Front-end source files:
+ + + +

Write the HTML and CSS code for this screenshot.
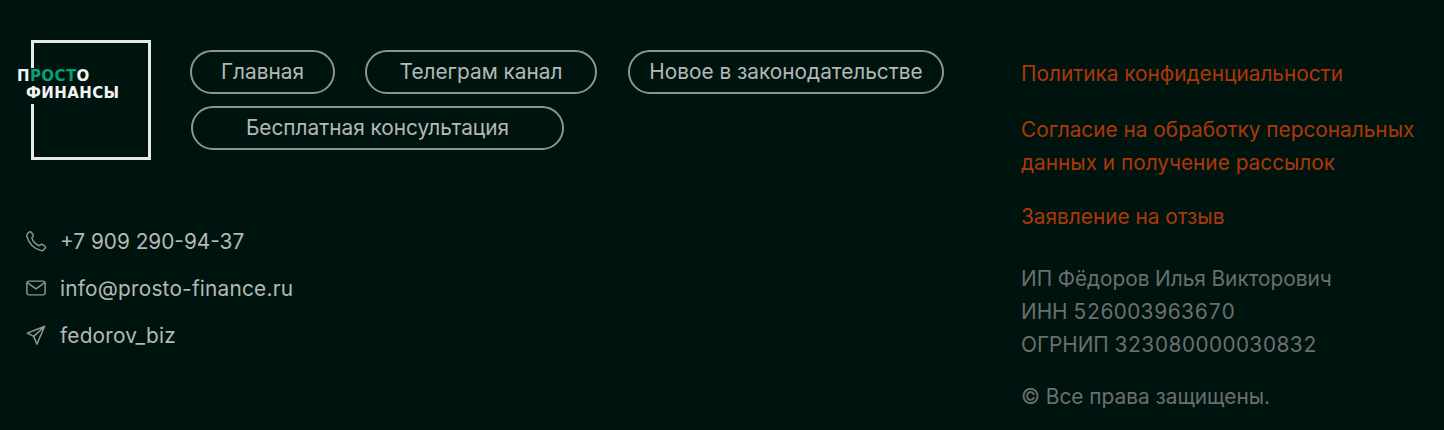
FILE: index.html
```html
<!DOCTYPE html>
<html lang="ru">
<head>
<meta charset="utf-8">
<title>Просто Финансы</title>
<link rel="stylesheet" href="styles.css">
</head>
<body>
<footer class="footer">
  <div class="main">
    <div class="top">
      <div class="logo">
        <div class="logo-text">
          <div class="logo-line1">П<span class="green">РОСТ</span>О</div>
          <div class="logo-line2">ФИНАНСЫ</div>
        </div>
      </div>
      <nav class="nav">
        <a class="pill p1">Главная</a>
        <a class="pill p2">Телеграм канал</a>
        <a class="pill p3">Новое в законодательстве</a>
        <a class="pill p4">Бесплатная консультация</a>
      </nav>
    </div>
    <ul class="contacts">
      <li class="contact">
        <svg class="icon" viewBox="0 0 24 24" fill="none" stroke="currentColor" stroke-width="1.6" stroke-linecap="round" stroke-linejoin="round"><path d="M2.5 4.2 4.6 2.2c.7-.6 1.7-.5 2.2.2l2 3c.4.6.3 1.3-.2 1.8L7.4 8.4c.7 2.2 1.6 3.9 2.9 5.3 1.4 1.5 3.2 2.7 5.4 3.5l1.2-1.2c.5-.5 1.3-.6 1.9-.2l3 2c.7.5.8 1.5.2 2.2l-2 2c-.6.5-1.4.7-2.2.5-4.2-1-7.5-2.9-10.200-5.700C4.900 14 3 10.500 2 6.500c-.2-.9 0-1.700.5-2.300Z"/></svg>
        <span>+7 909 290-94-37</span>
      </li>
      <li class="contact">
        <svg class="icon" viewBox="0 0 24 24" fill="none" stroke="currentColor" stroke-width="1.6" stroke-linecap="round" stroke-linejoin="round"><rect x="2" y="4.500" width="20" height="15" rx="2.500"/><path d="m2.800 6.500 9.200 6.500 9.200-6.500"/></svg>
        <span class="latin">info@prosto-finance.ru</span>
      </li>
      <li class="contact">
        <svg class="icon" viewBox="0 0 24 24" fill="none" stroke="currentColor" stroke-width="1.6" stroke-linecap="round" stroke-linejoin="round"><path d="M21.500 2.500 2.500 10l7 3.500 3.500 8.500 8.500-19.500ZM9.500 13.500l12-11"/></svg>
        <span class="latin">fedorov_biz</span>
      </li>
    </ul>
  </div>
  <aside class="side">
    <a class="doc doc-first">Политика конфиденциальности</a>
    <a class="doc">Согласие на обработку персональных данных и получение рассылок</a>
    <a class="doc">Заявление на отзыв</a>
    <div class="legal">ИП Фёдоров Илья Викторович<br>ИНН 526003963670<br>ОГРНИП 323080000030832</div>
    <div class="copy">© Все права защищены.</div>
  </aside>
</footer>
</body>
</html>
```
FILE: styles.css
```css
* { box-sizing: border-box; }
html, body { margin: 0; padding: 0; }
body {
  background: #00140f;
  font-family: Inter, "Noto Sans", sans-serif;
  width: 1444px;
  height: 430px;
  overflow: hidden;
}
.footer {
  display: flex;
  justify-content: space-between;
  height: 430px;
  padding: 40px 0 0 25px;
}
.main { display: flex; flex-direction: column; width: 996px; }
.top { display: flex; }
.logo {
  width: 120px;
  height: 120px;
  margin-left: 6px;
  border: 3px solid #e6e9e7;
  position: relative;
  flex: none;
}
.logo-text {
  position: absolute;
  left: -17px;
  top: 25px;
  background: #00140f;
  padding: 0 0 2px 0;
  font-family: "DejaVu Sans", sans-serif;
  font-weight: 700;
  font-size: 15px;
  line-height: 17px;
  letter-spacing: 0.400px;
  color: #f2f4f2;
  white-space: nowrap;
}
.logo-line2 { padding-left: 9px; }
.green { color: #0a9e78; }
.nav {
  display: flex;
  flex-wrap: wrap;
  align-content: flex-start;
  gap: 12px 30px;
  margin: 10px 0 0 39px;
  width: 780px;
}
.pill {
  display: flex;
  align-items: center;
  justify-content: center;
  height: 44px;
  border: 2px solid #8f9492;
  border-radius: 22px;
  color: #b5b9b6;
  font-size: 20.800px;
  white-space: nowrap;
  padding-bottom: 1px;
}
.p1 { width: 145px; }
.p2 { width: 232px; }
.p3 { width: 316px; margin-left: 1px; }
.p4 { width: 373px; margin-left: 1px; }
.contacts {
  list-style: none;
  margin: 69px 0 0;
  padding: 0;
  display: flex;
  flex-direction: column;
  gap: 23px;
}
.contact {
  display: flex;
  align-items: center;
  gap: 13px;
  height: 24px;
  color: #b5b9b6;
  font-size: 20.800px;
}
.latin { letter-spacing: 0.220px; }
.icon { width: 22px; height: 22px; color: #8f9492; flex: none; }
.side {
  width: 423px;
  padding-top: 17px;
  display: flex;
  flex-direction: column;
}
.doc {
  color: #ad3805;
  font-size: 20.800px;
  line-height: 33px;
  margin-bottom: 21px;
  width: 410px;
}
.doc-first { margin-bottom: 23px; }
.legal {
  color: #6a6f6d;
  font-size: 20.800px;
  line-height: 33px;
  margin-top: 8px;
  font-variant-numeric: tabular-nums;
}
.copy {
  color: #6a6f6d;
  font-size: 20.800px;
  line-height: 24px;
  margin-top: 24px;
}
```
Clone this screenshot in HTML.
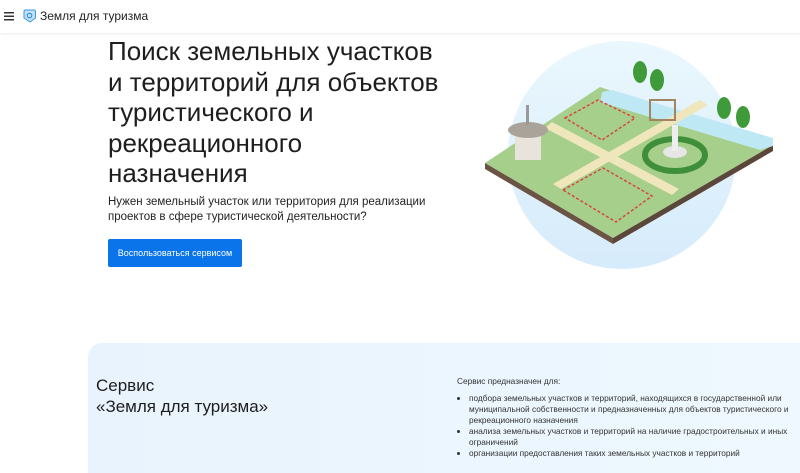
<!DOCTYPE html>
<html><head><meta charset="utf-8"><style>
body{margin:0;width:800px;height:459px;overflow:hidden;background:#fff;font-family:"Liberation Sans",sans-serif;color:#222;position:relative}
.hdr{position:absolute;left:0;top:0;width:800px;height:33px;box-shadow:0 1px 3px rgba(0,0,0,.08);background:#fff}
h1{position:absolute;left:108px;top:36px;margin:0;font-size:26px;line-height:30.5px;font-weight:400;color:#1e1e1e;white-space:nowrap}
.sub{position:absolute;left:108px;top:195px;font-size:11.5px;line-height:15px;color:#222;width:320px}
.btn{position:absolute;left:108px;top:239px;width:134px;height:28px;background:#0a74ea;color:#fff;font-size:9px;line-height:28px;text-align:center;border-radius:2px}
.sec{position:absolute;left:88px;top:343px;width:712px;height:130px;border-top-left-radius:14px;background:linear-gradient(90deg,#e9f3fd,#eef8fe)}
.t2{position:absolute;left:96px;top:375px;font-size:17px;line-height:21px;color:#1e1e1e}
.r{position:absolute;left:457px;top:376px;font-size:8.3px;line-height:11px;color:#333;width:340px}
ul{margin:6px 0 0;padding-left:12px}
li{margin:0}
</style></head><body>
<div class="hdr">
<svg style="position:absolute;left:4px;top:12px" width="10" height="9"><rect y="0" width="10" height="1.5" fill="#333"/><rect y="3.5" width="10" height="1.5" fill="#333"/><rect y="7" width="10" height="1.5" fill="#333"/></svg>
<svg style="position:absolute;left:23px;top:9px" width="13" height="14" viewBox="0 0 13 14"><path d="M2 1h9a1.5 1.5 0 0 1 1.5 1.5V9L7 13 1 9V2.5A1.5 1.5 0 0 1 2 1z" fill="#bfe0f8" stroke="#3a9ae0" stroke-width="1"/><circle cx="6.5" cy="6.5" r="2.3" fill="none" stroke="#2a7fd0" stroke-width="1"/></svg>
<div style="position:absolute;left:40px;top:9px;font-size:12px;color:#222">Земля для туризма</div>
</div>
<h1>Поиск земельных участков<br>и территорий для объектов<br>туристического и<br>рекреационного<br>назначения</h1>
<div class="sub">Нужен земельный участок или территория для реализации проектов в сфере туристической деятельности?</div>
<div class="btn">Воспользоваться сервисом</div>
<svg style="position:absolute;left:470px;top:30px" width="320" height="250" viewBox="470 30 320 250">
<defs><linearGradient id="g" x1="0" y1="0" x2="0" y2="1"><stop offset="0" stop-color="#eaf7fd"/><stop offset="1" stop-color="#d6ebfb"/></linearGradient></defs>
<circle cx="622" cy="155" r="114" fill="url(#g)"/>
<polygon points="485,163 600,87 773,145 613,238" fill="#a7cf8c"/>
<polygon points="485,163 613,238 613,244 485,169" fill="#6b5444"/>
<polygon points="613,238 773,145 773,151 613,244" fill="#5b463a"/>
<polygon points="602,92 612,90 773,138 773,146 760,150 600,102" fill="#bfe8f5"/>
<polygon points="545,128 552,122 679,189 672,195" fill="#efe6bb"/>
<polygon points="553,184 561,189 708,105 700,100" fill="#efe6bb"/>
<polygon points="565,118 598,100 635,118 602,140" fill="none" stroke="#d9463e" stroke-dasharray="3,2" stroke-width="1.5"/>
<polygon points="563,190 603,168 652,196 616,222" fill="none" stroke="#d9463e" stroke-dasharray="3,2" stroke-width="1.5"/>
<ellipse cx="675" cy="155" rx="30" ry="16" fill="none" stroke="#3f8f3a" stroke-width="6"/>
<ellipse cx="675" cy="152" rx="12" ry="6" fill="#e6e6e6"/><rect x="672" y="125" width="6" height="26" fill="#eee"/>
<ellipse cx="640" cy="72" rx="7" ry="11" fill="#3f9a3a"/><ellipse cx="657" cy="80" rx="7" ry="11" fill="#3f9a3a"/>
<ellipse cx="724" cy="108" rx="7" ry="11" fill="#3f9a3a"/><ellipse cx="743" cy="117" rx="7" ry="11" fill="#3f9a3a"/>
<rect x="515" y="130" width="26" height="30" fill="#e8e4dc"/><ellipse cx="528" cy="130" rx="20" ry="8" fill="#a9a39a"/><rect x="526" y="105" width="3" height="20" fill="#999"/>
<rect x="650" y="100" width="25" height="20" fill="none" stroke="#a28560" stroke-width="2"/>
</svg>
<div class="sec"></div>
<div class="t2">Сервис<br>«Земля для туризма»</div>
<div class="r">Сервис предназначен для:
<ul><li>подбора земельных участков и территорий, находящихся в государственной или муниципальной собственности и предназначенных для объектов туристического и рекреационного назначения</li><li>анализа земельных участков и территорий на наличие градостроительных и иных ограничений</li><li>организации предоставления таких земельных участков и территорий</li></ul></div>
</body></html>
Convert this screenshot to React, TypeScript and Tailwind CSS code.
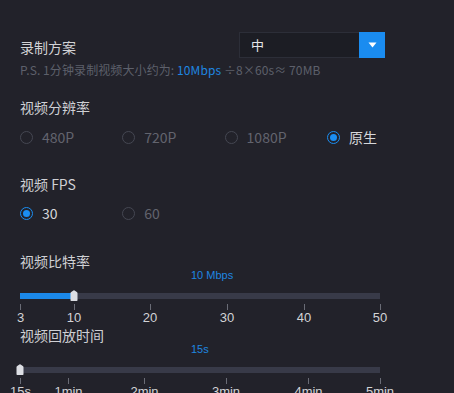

+ + + +

SHORT TASK. Reply with one number only: the count of lines in the entries that contain "screenshot".

REPLY. 3